Write the lines out again, from the top of the material to the line containing "const [checked, setChecked]", pictures excluded.

• **DATA EXTRACT**:
################
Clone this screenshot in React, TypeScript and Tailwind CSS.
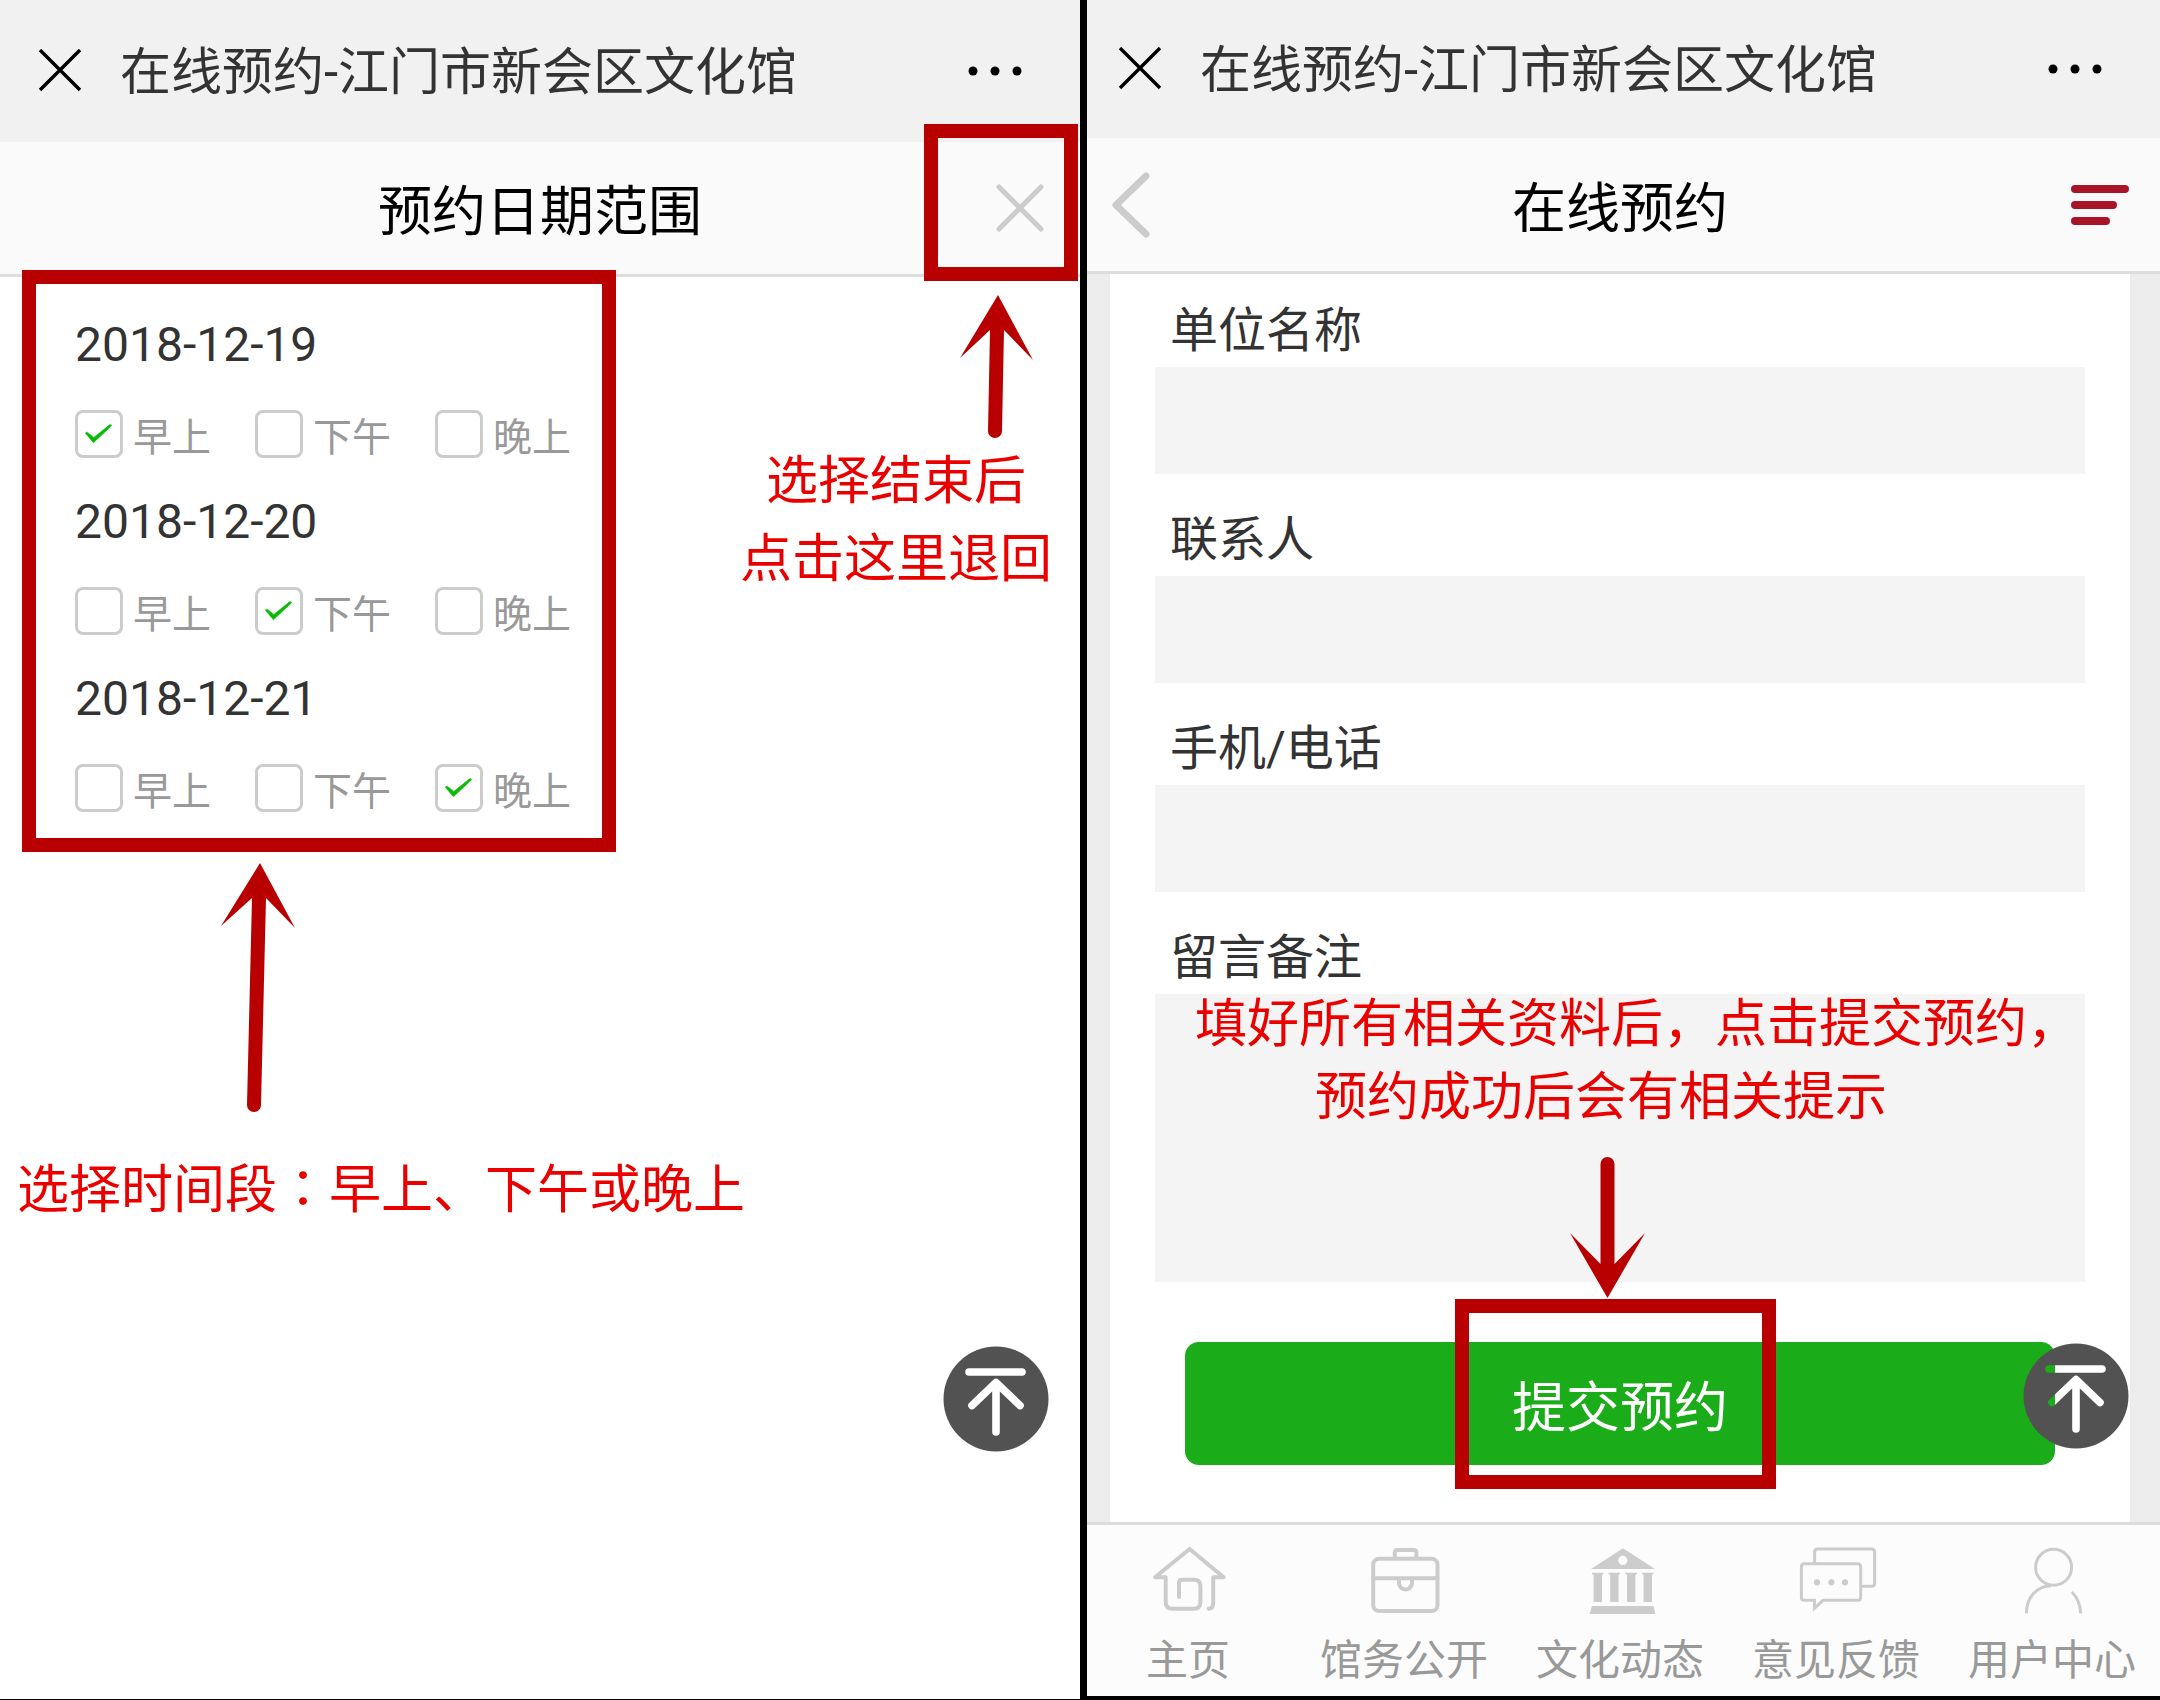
import { useState } from "react"
import type { ReactNode } from "react"

const slots = ["早上", "下午", "晚上"]

const days = [
    { date: "2018-12-19", picked: "早上" },
    { date: "2018-12-20", picked: "下午" },
    { date: "2018-12-21", picked: "晚上" },
]

const fields = [
    { id: "company", label: "单位名称" },
    { id: "contact", label: "联系人" },
    { id: "phone", label: "手机/电话" },
]

const TitleBar = ({ className }: { className: string }) => {
    return (
        <header className={`flex items-center bg-[#f1f1f1] pl-[38px] pr-[57px] ${className}`}>
            <button aria-label="关闭" className="cursor-pointer">
                <svg width="44" height="44" viewBox="0 0 44 44" stroke="#000000" strokeWidth="3.4">
                    <path d="M2 1L42 41M42 1L2 41" />
                </svg>
            </button>
            <h1 className="ml-[38px] flex-1 pt-1 text-[51px] leading-[72px] text-[#333333]">在线预约-江门市新会区文化馆</h1>
            <button aria-label="更多" className="cursor-pointer">
                <svg width="56" height="12" viewBox="0 0 56 12" fill="#000000">
                    <circle cx="6" cy="6" r="4.5" />
                    <circle cx="28" cy="6" r="4.5" />
                    <circle cx="50" cy="6" r="4.5" />
                </svg>
            </button>
        </header>
    )
}

const SlotCheckbox = ({ id, label, defaultChecked }: { id: string; label: string; defaultChecked: boolean }) => {
    const [checked, setChecked] = useState(defaultChecked)

    return (
        <div className="flex w-[180px] items-start">
            <span className="relative size-12">
                <input
                    id={id}
                    type="checkbox"
                    checked={checked}
                    onChange={() => setChecked(!checked)}
                    className="block size-12 cursor-pointer appearance-none rounded-lg border-[3px] border-[#cccccc] bg-white"
                />
                {checked && (
                    <svg className="pointer-events-none absolute inset-0" width="48" height="48" viewBox="0 0 48 48" fill="#09bb07" stroke="#09bb07" strokeWidth="0.6">
                        <path d="M10.4 23.2Q11.2 21.6 12.6 22.4L18.8 27.4L34.6 14.8Q36.6 14.2 36.4 16L18.4 32.8Z" />
                    </svg>
                )}
            </span>
            <label htmlFor={id} className="ml-[10px] cursor-pointer pt-2 text-[39px] leading-10 text-[#999999]">{label}</label>
        </div>
    )
}

// the arrow is cut out of the disc, so whatever lies below shows through
const BackToTop = ({ id, className }: { id: string; className: string }) => {
    return (
        <button aria-label="返回顶部" className={`absolute cursor-pointer ${className}`}>
            <svg width="106" height="106" viewBox="0 0 106 106">
                <mask id={id}>
                    <rect width="106" height="106" fill="#ffffff" />
                    <g stroke="#000000" strokeWidth="7.6" strokeLinecap="round" strokeLinejoin="round" fill="none">
                        <path d="M26 26H79" />
                        <path d="M53 86V37M29 59.5L53 36.5L77 59.5" />
                    </g>
                </mask>
                <circle cx="53" cy="53" r="52.5" fill="#525252" mask={`url(#${id})`} />
            </svg>
        </button>
    )
}

const Tab = ({ label, children }: { label: string; children: ReactNode }) => {
    return (
        <a href="#" className="flex flex-1 flex-col items-center pt-[18px] text-[42px] leading-[60px] text-[#999999]">
            <svg className="mb-3 overflow-visible" width="76" height="76" viewBox="0 0 76 76" fill="none" stroke="#cccccc" strokeLinecap="round" strokeLinejoin="round">
                {children}
            </svg>
            {label}
        </a>
    )
}

const DateRange = () => {
    return (
        <section className="relative flex-1 border-b border-black bg-white">
            <TitleBar className="h-[142px]" />
            <div className="relative flex h-[135px] items-center justify-center border-b-[3px] border-[#dddddd] bg-[#fafafa]">
                <h2 className="pt-[10px] text-[54px] leading-[72px] text-black">预约日期范围</h2>
                <button aria-label="返回" className="absolute right-[36px] cursor-pointer">
                    <svg width="48" height="48" viewBox="0 0 48 48" stroke="#cccccc" strokeWidth="5" strokeLinecap="round">
                        <path d="M3 3L45 45M45 3L3 45" />
                    </svg>
                </button>
            </div>

            <div className="flex flex-col gap-7 px-[75px] pt-8">
                {days.map((day) => (
                    <div key={day.date} className="flex flex-col gap-[29px]">
                        <h3 className="text-[48px] leading-[72px] text-[#333333]">{day.date}</h3>
                        <div className="flex">
                            {slots.map((slot) => (
                                <SlotCheckbox key={slot} id={`${day.date}-${slot}`} label={slot} defaultChecked={slot === day.picked} />
                            ))}
                        </div>
                    </div>
                ))}
            </div>

            <BackToTop id="top-left" className="right-[31px] top-[1346px]" />

            {/* notes over the page */}
            <div className="pointer-events-none absolute left-[22px] top-[270px] h-[582px] w-[594px] border-[14px] border-[#b90000]" />
            <div className="pointer-events-none absolute right-[2px] top-[124px] h-[157px] w-[154px] border-[14px] border-[#b90000]" />
            <svg className="absolute left-[960px] top-[294px]" width="76" height="146" viewBox="0 0 76 146" fill="#b90000">
                <path d="M38 1L73 66L44 36L42 137A7 7 0 0 1 28 137L30 36L0 64Z" />
            </svg>
            <svg className="absolute left-[220px] top-[862px]" width="76" height="252" viewBox="0 0 76 252" fill="#b90000">
                <path d="M40 1L75 66L46 36L41 243A7 7 0 0 1 27 243L32 36L1 64Z" />
            </svg>
            <p className="absolute right-[28px] top-[443px] text-center text-[52px] leading-[78px] text-[#eb0000]">
                选择结束后<br />点击这里退回
            </p>
            <p className="absolute left-[17px] top-[1147px] text-[52px] leading-[78px] text-[#eb0000]">
                选择时间段<span lang="zh-TW" className="font-['Noto_Sans_CJK_TC',sans-serif]">：</span>早上、下午或晚上
            </p>
        </section>
    )
}

const Booking = () => {
    return (
        <section className="relative flex flex-1 flex-col border-b-4 border-black bg-[#ededed]">
            <TitleBar className="h-[138px]" />
            <div className="relative flex h-[136px] items-center justify-center border-b-[3px] border-[#dddddd] bg-[#fafafa]">
                <button aria-label="返回" className="absolute left-[29px] cursor-pointer">
                    <svg width="42" height="68" viewBox="0 0 42 68" fill="none" stroke="#cccccc" strokeWidth="7" strokeLinecap="round" strokeLinejoin="round">
                        <path d="M37 5L7 34L37 63" />
                    </svg>
                </button>
                <h2 className="pt-[10px] text-[54px] leading-[72px] text-black">在线预约</h2>
                <button aria-label="菜单" className="absolute right-[30px] cursor-pointer">
                    <svg width="60" height="42" viewBox="0 0 60 42" stroke="#a91528" strokeWidth="8" strokeLinecap="round">
                        <path d="M5 5H55M5 21H43M5 37H36" />
                    </svg>
                </button>
            </div>

            <form className="mx-[30px] flex-1 bg-white px-[45px] pt-[21px]" onSubmit={(e) => e.preventDefault()}>
                {fields.map((field) => (
                    <div key={field.id} className="mb-[30px]">
                        <label htmlFor={field.id} className="block px-[15px] text-[48px] leading-[72px] text-[#333333]">{field.label}</label>
                        <input id={field.id} type="text" className="block h-[107px] w-full bg-[#f4f4f4] px-4 text-[42px] outline-none" />
                    </div>
                ))}
                <div className="mb-[60px]">
                    <label htmlFor="remark" className="block px-[15px] text-[48px] leading-[72px] text-[#333333]">留言备注</label>
                    <textarea id="remark" className="block h-[288px] w-full resize-none bg-[#f4f4f4] p-4 text-[42px] outline-none" />
                </div>
                <div className="px-[30px]">
                    <button type="submit" className="h-[123px] w-full cursor-pointer rounded-[14px] bg-[#1aad19] pt-[10px] text-[54px] leading-[72px] text-white">
                        提交预约
                    </button>
                </div>
            </form>

            <nav className="flex h-[174px] border-t-[3px] border-[#dddddd] bg-[#fcfcfc]">
                <Tab label="主页">
                    <path strokeWidth="4" d="M39.6 6L5 34.3H15.7V59Q15.7 65.7 22.4 65.7H43.7Q50.4 65.7 50.4 59V43Q50.4 36.7 44 36.7H32Q29 36.7 29 40V54M39.6 6L73.6 34.3H63.2V60Q63.2 65.7 58.6 65.7" />
                </Tab>
                <Tab label="馆务公开">
                    <rect strokeWidth="4" x="7.2" y="15.7" width="64.3" height="52.3" rx="6" />
                    <path strokeWidth="4" d="M7.2 35.3H71.5M28.8 15V9.5Q28.8 7 31.5 7H47.5Q50.4 7 50.4 9.5V15M33 36V40A6.5 6.5 0 0 0 46 40V36" />
                </Tab>
                <Tab label="文化动态">
                    <g fill="#cccccc" stroke="none">
                        <path fillRule="evenodd" d="M41 5.3L73 26H9ZM40.8 12.8A4.6 4.6 0 1 0 40.8 22A4.6 4.6 0 1 0 40.8 12.8Z" />
                        <path d="M10 29.7H21.4V31.4H20V59H11.6V31.4H10ZM26.6 29.7H38V31.4H36.6V59H28.2V31.4H26.6ZM43.4 29.7H54.8V31.4H53.4V59H45V31.4H43.4ZM60 29.7H71.4V31.4H70V59H61.6V31.4H60Z" />
                        <path d="M10 63H71.5L73.4 71H7.6Z" />
                    </g>
                </Tab>
                <Tab label="意见反馈">
                    <path strokeWidth="3" d="M16.6 20V9Q16.6 6 19.6 6H73.6Q76.6 6 76.6 9V40.3Q76.6 43.3 73.6 43.3H63.5" />
                    <path strokeWidth="3" strokeLinejoin="miter" d="M6.4 20.7H59.7Q62.7 20.7 62.7 23.7V54.3Q62.7 57.3 59.7 57.3H25L16.4 65.4V57.3H6.4Q3.4 57.3 3.4 54.3V23.7Q3.4 20.7 6.4 20.7Z" />
                    <g fill="#cccccc" stroke="none">
                        <circle cx="19" cy="39.3" r="3.1" />
                        <circle cx="33.4" cy="39.3" r="3.1" />
                        <circle cx="47" cy="39.3" r="3.1" />
                    </g>
                </Tab>
                <Tab label="用户中心">
                    <circle strokeWidth="3" cx="39.6" cy="24.3" r="18" />
                    <path strokeWidth="3" strokeLinecap="butt" d="M12.4 70.3C12.4 54 23 43 37 42.7M57.8 49Q66 57 66.7 70.3" />
                </Tab>
            </nav>

            <BackToTop id="top-right" className="right-[31px] top-[1343px]" />

            {/* notes over the page */}
            <div className="pointer-events-none absolute left-[375px] top-[1299px] h-[190px] w-[321px] border-[14px] border-[#b90000]" />
            <svg className="pointer-events-none absolute left-[490px] top-[1156px]" width="76" height="144" viewBox="0 0 76 144" fill="#b90000">
                <path d="M37.5 142L0 77L30.5 108V8A7 7 0 0 1 44.5 8V108L75 77Z" />
            </svg>
            <div className="pointer-events-none absolute left-[115px] top-[988px] whitespace-nowrap text-[52px] leading-[73px] text-[#eb0000]">
                <p>填好所有相关资料后，点击提交预约，</p>
                <p className="pl-[120px]">预约成功后会有相关提示</p>
            </div>
            {/* line between the two phones */}
            <div className="absolute inset-y-0 left-0 w-[7px] bg-black" />
        </section>
    )
}

const App = () => {
    return (
        <main lang="zh-CN" className="flex min-h-screen font-[Roboto,'Noto_Sans_CJK_SC',sans-serif]">
            <DateRange />
            <Booking />
        </main>
    )
}

export default App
################
• **FULL SOLUTION**:
Clone this screenshot in React, TypeScript and Tailwind CSS.
import { useState } from "react"
import type { ReactNode } from "react"

const slots = ["早上", "下午", "晚上"]

const days = [
    { date: "2018-12-19", picked: "早上" },
    { date: "2018-12-20", picked: "下午" },
    { date: "2018-12-21", picked: "晚上" },
]

const fields = [
    { id: "company", label: "单位名称" },
    { id: "contact", label: "联系人" },
    { id: "phone", label: "手机/电话" },
]

const TitleBar = ({ className }: { className: string }) => {
    return (
        <header className={`flex items-center bg-[#f1f1f1] pl-[38px] pr-[57px] ${className}`}>
            <button aria-label="关闭" className="cursor-pointer">
                <svg width="44" height="44" viewBox="0 0 44 44" stroke="#000000" strokeWidth="3.4">
                    <path d="M2 1L42 41M42 1L2 41" />
                </svg>
            </button>
            <h1 className="ml-[38px] flex-1 pt-1 text-[51px] leading-[72px] text-[#333333]">在线预约-江门市新会区文化馆</h1>
            <button aria-label="更多" className="cursor-pointer">
                <svg width="56" height="12" viewBox="0 0 56 12" fill="#000000">
                    <circle cx="6" cy="6" r="4.5" />
                    <circle cx="28" cy="6" r="4.5" />
                    <circle cx="50" cy="6" r="4.5" />
                </svg>
            </button>
        </header>
    )
}

const SlotCheckbox = ({ id, label, defaultChecked }: { id: string; label: string; defaultChecked: boolean }) => {
    const [checked, setChecked] = useState(defaultChecked)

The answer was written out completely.